Beginning on May 1 and ending Sept. 30, Georgia Environmental Protection Division Open Burning Ban will be enforced in 54 Georgia counties.
The ban prohibits residents and businesses from burning yard and land-clearing debris. The rule is in addition to the year-round state ban on the burning of household garbage.
The EPD is reminding residents that these rules are in place for a reason — and the reason is health.
Besides the obvious effects of smoke on the human body, such as watery eyes, smoke from fires contains chemicals and pollutants that negatively impact a person’s health.
Burning yard waste releases nitrogen oxides and particle pollution into the air.

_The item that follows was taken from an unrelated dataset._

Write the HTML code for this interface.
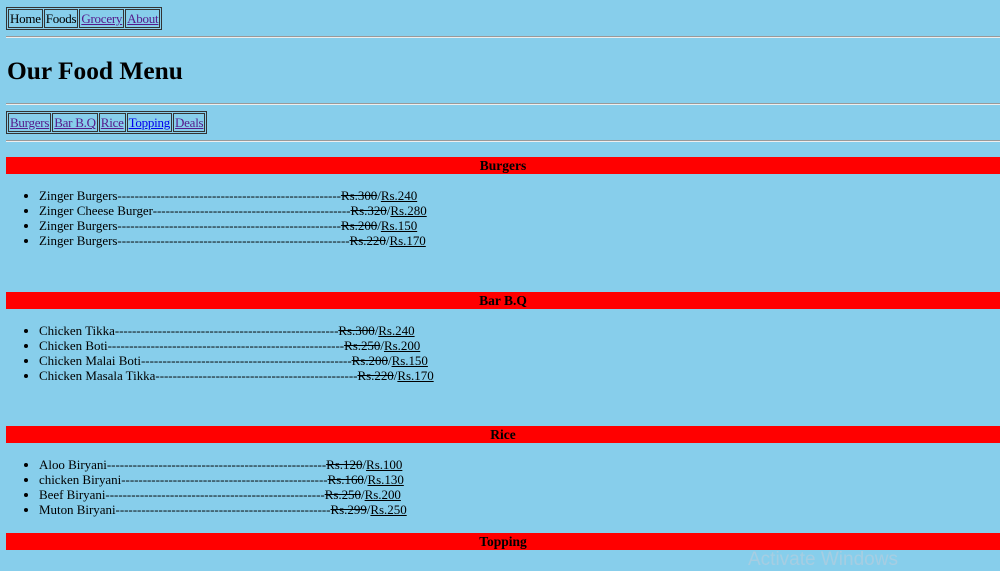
<!DOCTYPE html>
<html><head><style>
body{margin:0;background:#87ceeb;font-family:"Liberation Serif",serif;font-size:13px;color:#000;width:1000px;height:566px;overflow:hidden;position:relative}
a{color:#551a8b}
.nav{position:absolute;left:6px;border:1px solid #333;border-collapse:separate;border-spacing:1px;font-size:13px;letter-spacing:-0.25px}
.nav td{border:1px solid #333;padding:1px 1px;line-height:15px}
hr{position:absolute;left:6px;width:994px;margin:0;border:0;border-top:1px solid #999;border-bottom:1px solid #eee;height:0}
h1{position:absolute;left:7px;top:56px;margin:0;font-size:25.4px;line-height:30px}
.bar{position:absolute;left:6px;width:994px;height:17px;background:#f00;text-align:center;font-weight:bold;font-size:13.5px;line-height:17px}
ul{position:absolute;left:0;margin:0;padding-left:39px;line-height:15px;letter-spacing:-0.03px}
s{color:#000}
ul a{color:#000}
.wm{position:absolute;left:748px;top:549px;font-family:"Liberation Sans",sans-serif;font-size:19px;color:rgba(170,205,225,0.9)}
</style></head><body>
<table class="nav" style="top:7px"><tr><td>Home</td><td>Foods</td><td><a href="#">Grocery</a></td><td><a href="#">About</a></td></tr></table>
<hr style="top:36px">
<h1>Our Food Menu</h1>
<hr style="top:103px">
<table class="nav" style="top:111px"><tr><td><a href="#">Burgers</a></td><td><a href="#">Bar B.Q</a></td><td><a href="#">Rice</a></td><td><a href="#" style="color:#00e">Topping</a></td><td><a href="#">Deals</a></td></tr></table>
<hr style="top:140px">
<div class="bar" style="top:157px">Burgers</div>
<ul style="top:188px">
<li>Zinger Burgers----------------------------------------------------<s>Rs.300</s>/<a href="#">Rs.240</a></li>
<li>Zinger Cheese Burger----------------------------------------------<s>Rs.320</s>/<a href="#">Rs.280</a></li>
<li>Zinger Burgers----------------------------------------------------<s>Rs.200</s>/<a href="#">Rs.150</a></li>
<li>Zinger Burgers------------------------------------------------------<s>Rs.220</s>/<a href="#">Rs.170</a></li>
</ul>
<div class="bar" style="top:292px">Bar B.Q</div>
<ul style="top:323px">
<li>Chicken Tikka----------------------------------------------------<s>Rs.300</s>/<a href="#">Rs.240</a></li>
<li>Chicken Boti-------------------------------------------------------<s>Rs.250</s>/<a href="#">Rs.200</a></li>
<li>Chicken Malai Boti-------------------------------------------------<s>Rs.200</s>/<a href="#">Rs.150</a></li>
<li>Chicken Masala Tikka-----------------------------------------------<s>Rs.220</s>/<a href="#">Rs.170</a></li>
</ul>
<div class="bar" style="top:426px">Rice</div>
<ul style="top:457px">
<li>Aloo Biryani---------------------------------------------------<s>Rs.120</s>/<a href="#">Rs.100</a></li>
<li>chicken Biryani------------------------------------------------<s>Rs.160</s>/<a href="#">Rs.130</a></li>
<li>Beef Biryani---------------------------------------------------<s>Rs.250</s>/<a href="#">Rs.200</a></li>
<li>Muton Biryani--------------------------------------------------<s>Rs.299</s>/<a href="#">Rs.250</a></li>
</ul>
<div class="bar" style="top:533px">Topping</div>
<div class="wm">Activate Windows</div>
</body></html>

Both pollutants contribute to lung and heart disease.
Particle pollution is made up of extremely small particles that can increase the risk of a heart attack.
In the heat of summer, nitrogen oxides combine with fumes from fuels, paints and vegetation to form ground-level ozone. Ground-level ozone can cause inflammation to the lungs.
Burning household garbage, which is banned year-round in Georgia, releases even more dangerous pollution.
The Open Burning Ban that began May 1 is not new.
Beginning in 1996 with the 13-county metro Atlanta area, it has gradually come to include 54 counties.
With Georgia’s growth and development comes more traffic, more industry, more land clearing and more building — all contribute to air pollution.
Some actions, such as campfires and agricultural activities are exempt.